What will regulators find when looking at Apple's business tactics ahead of the launch of its subscription service? Some recent press reports have differing opinions.

Here's what we know. The European Commission and the Federal Trade Commission are investigating Apple regarding anti-competitive business practices regarding its music streaming service. Both investigations have been reported in the press, including a story this morning from Bloomberg. One major label source confirmed to Billboard the FTC had contacted the company.

The involvement of the Department of Justice seems less certain. Two industry sources tell Billboard neither company has been contacted by the Department of Justice. The New York Post first reported on April 2nd the DoJ has started a preliminary investigation into Apple's business practices.

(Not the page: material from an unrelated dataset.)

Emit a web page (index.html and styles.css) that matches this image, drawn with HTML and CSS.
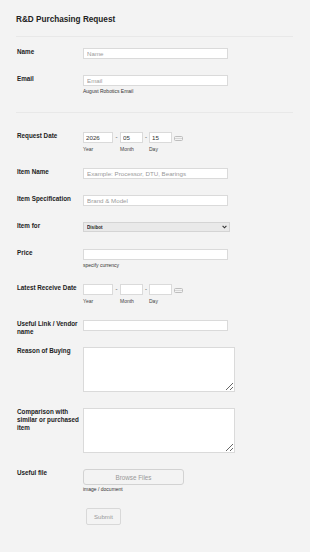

Regulators will likely find one of two things. They may hear that Apple is making a case for its business model and strongly suggesting subscription services shouldn't offer free listening. Or regulators will find stronger, more aggressive tactics aimed at eliminating the competition. Both scenarios have been reported in the press.

A March 6th article at Re/code that said "Apple executives have been telling the music industry it can help them roll back the tide of free digital music by re-launching its own subscription streaming service this year." This version of the story portrays a company diligently pushing its business model and its vision for the future of digital music. This is a believable narrative that portrays a for-profit company acting in its own interest.

The Verge portrayed a different Apple. An article published Monday claimed "Apple offered to pay YouTube’s music licensing fee to Universal Music Group if the label stopped allowing its songs on YouTube" and is attempting to kill Spotify's free listening. Put another way, Apple is trying to eliminate two of the three most popular free streaming options to clear a path for its paid service. This is a less believable narrative. One has to imagine Universal Music Group agreeing to eliminate a major source of revenue and promotion while severely harming its artists' chart positions. One must also believe Apple would tender such an offer. 

That regulators would keep an eye on Apple is hardly surprising. Apple was found to have illegally fixed the prices of e-books. It reached a settlement with the EC in 2012 and was found guilty by a U.S. federal judge in 2013. As a result of the U.S. lawsuit, Apple was appointed an independent, antitrust monitor and given such requirements as the drafting of an antitrust and competition law policy and conducting of live training sessions for the top brass as well as some staff in the iTunes store. The EC also launched an investigation in 2005 into Apple's music download prices in the United Kingdom that was dropped in 2008 after Apple agreed to lower prices to match prices standard elsewhere in Europe.